The Progressives in Washington, though, needed to buy votes.  So they tinkered.  They tried to protect American farmers from their own productivity.  And American manufacturers.  Also from their own productivity.  Their protectionist policies led to tariffs and an international trade war.  Lesson not learned?  When government tinkers bad things happen to the economy.

Then the Fed stepped in.  They saw economic activity.  And a weakening dollar (low interest rates were feeding the economic expansion).  So they strengthened the dollar.  To keep people from ‘speculating’ in the stock money with borrowed money.  And to meet international exchange rate requirements.  This led to bank failures and the Great Depression.  Lesson not learned?   When government tinkers bad things happen to the economy.
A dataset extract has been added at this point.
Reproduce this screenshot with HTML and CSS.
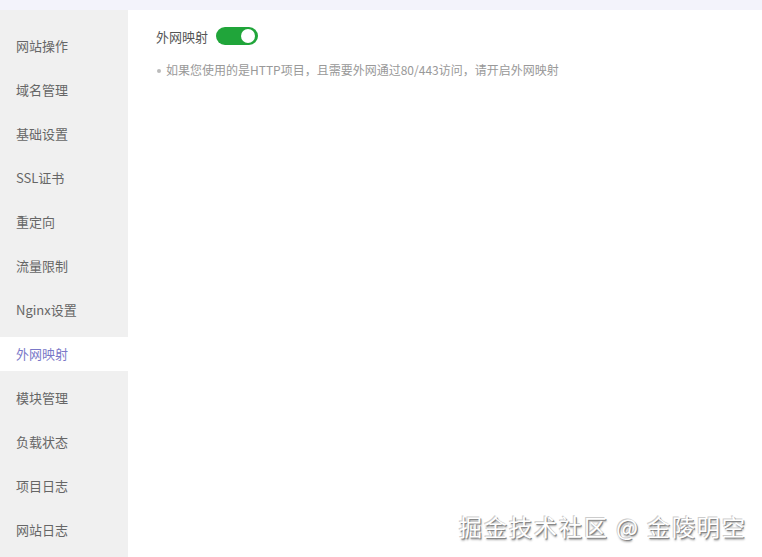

Easy Money Begets Bad Debt which Begets Financial Crisis

It would appear that Ben Bernanke et al learned only some of the lessons of the Great Depression.  In particular, the one about the Fed’s huge mistake in tightening the money supply.  No.  They would never do that again.  Next time, they would open the flood gates (see Fed aid in financial crisis went beyond U.S. banks to industry, foreign firms by Jia Lynn Yang, Neil Irwin and David S. Hilzenrath posted 12/2/2010 on The Washington Post).

The financial crisis stretched even farther across the economy than many had realized, as new disclosures show the Federal Reserve rushed trillions of dollars in emergency aid not just to Wall Street but also to motorcycle makers, telecom firms and foreign-owned banks in 2008 and 2009.

The Fed’s efforts to prop up the financial sector reached across a broad spectrum of the economy, benefiting stalwarts of American industry including General Electric and Caterpillar and household-name companies such as Verizon, Harley-Davidson and Toyota. The central bank’s aid programs also supported U.S. subsidiaries of banks based in East Asia, Europe and Canada while rescuing money-market mutual funds held by millions of Americans.

The Fed learned its lesson.  Their easy money gave us all that bad debt.  And we all learned just how bad ‘bad debt’ can be.  They wouldn’t make that mistake again.

The data also demonstrate how the Fed, in its scramble to keep the financial system afloat, eventually lowered its standards for the kind of collateral it allowed participating banks to post. From Citigroup, for instance, it accepted $156 million in triple-C collateral or lower – grades that indicate that the assets carried the greatest risk of default.

Well, maybe next time.

You Don’t Stop a Run by Starting a Run

With the cat out of the bag, people want to know who got these loans.  And how much each got.  But the Fed is not telling (see Fed ID’s companies that used crisis aid programs by Jeannine Aversa, AP Economics Writer, posted 12/1/2010 on Yahoo! News).

The Fed didn’t take part in that appeal. What the court case could require — but the Fed isn’t providing Wednesday — are the names of commercial banks that got low-cost emergency loans from the Fed’s “discount window” during the crisis.

The Fed has long acted as a lender of last resort, offering commercial banks loans through its discount window when they couldn’t obtain financing elsewhere. The Fed has kept secret the identities of such borrowers. It’s expressed fear that naming such a bank could cause a run on it, defeating the purpose of the program.

I can’t argue with that.  For this was an important lesson of the Great Depression.  When you’re trying to stop bank runs, you don’t advertise which banks are having financial problems.  A bank can survive a run.  If everyone doesn’t try to withdraw their money at the same time.  Which they may if the Fed advertises that a bank is going through difficult times.

When Fiscal Responsibility Fails, Try Extortion

Why does government always tinker and get themselves into trouble?  Because they like to spend money.  And control things.  No matter what the lessons of history have taught us.

Cutting taxes stimulate the economy.  But it doesn’t buy votes.  You need people to be dependent on government for that.  So no matter what mess government makes, they NEVER fix their mess by shrinking government or cutting taxes.  Even at the city level. 

When over budget what does a city do?  Why, they go to a favored tactic.  Threaten our personal safety (see Camden City Council Approves Massive Police And Fire Layoffs Reported by David Madden, KYW Newsradio 1060, posted 12/2/2010 on philadelphia.cbslocal.com).

Camden City Council, as expected, voted Thursday to lay off almost 400 workers, half of them police officers and firefighters, to bridge a $26.5 million deficit.

There’s a word for this.  And it’s not fiscal responsibility.  Some would call it extortion.

It’s never the pay and benefits of the other city workers.  It’s always the cops and firefighters.  Why?  Because cutting the pay and benefits of a bloated bureaucracy doesn’t put the fear of God into anyone.

Here we go Again

We never learn.  And you know what George Santayana said.  “Those who cannot remember the past are condemned to repeat it.”  And here we are.  Living in the past.  Again.